OPINION
That extensive gap between market knowledge and results does not exist in any other field. There are people with no financial training or background who on average statistically do better than trade professionals with investing money into the market.
The real problem is investing money rarely follows the rules of finance
Today algorithms based on artificial intelligence do better at supporting decision-making in medical, engineering and many other technical fields. Furthermore the financial market suffers, in part, from….
- Often subjective and bias reporting
- Mixing of entertainment and news
- Where investor sources information and who they trust
- Manipulation of various types of stock trading that effects pricing
- Lack of understanding how investors make decisions
The Solution
Working with algorithms that return superior clinical/ structural results, don’t rely on an individual to make decisions. Artificial intelligence works better to mimic and capture human behaviors.

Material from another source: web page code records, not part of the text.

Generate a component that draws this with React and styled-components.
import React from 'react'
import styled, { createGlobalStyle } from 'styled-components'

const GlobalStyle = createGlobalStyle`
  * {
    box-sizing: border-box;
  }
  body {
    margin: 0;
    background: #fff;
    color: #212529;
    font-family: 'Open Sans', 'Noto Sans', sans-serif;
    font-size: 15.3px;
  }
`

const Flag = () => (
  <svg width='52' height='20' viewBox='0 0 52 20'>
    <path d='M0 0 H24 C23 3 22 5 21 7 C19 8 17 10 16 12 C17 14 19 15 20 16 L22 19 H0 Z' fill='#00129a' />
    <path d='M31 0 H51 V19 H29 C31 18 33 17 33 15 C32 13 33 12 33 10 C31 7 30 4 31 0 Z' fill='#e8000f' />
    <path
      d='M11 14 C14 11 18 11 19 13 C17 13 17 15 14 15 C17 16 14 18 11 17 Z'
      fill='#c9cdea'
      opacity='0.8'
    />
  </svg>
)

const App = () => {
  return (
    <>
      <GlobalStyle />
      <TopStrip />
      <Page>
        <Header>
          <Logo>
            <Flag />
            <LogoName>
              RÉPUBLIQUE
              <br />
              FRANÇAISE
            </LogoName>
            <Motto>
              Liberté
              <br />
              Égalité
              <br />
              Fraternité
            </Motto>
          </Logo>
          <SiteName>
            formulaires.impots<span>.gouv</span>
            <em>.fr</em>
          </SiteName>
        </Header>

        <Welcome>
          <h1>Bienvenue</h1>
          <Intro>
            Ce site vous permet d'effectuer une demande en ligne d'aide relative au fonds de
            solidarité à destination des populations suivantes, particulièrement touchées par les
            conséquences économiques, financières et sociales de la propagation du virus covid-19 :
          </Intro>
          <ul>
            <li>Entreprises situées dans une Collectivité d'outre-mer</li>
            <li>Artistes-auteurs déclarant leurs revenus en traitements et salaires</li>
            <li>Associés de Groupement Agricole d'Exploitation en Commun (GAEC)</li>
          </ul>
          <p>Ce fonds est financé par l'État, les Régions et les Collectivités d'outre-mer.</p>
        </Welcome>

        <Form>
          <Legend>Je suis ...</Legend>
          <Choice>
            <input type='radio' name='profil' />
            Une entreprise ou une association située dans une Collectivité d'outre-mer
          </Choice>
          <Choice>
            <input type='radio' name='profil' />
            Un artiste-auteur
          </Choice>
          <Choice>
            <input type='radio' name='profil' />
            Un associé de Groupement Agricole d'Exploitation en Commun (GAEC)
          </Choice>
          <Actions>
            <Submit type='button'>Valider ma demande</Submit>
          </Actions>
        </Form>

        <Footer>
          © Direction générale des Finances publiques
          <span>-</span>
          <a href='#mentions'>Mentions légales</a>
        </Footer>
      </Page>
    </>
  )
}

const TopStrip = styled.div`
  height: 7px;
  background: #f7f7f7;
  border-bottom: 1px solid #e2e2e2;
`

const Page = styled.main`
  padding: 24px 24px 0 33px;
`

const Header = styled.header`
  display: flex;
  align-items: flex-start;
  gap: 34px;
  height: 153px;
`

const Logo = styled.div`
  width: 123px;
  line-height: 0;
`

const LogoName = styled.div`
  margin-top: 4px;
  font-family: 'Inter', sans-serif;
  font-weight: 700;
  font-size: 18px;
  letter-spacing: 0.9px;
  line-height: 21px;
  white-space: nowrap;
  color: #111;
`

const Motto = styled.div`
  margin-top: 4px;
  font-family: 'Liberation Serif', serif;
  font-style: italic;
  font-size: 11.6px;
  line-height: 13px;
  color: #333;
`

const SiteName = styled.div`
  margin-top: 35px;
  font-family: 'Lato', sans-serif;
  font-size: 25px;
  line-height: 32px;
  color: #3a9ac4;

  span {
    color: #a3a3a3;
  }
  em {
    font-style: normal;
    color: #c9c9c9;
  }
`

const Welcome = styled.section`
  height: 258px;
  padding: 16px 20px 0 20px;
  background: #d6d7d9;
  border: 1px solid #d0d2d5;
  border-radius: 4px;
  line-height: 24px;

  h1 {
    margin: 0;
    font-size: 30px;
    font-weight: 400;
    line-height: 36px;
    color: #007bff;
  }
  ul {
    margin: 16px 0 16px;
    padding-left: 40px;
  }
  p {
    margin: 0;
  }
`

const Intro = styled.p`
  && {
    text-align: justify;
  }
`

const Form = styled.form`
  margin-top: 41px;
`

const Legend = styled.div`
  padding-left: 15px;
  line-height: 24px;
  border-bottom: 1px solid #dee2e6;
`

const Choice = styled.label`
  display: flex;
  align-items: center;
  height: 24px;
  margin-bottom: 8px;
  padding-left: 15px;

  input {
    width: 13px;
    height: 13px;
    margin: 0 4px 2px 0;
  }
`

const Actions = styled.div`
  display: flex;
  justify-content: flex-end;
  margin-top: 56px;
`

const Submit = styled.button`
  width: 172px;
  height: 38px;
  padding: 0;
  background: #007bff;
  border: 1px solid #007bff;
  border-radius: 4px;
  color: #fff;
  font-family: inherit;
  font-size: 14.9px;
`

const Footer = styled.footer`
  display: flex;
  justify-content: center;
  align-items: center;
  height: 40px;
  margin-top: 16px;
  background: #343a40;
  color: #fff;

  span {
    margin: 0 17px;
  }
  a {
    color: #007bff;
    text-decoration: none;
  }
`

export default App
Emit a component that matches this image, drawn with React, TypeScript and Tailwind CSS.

In finance the solution starts with studying data sets of how people behave with investing money a) identifying stakeholders b) measuring data sets c) defining those patterns d) testing e) replicating ongoing results, further refining f) repeat
Simplifying how investors make decisions, my personal approach
Most decisions follow a pattern: personality type (ENTP) + motivation (i.e. greed) + risk tolerance (fear level) + time in the market (term) + source of information (your community) = decision.
Conclusion
I believe that the next generation of market leaders will rely more on AI to predict both index and sector movements. Decisions will rely on artificial intelligence that more accurately “than finance folks and pundits” mimic and capture human behavior.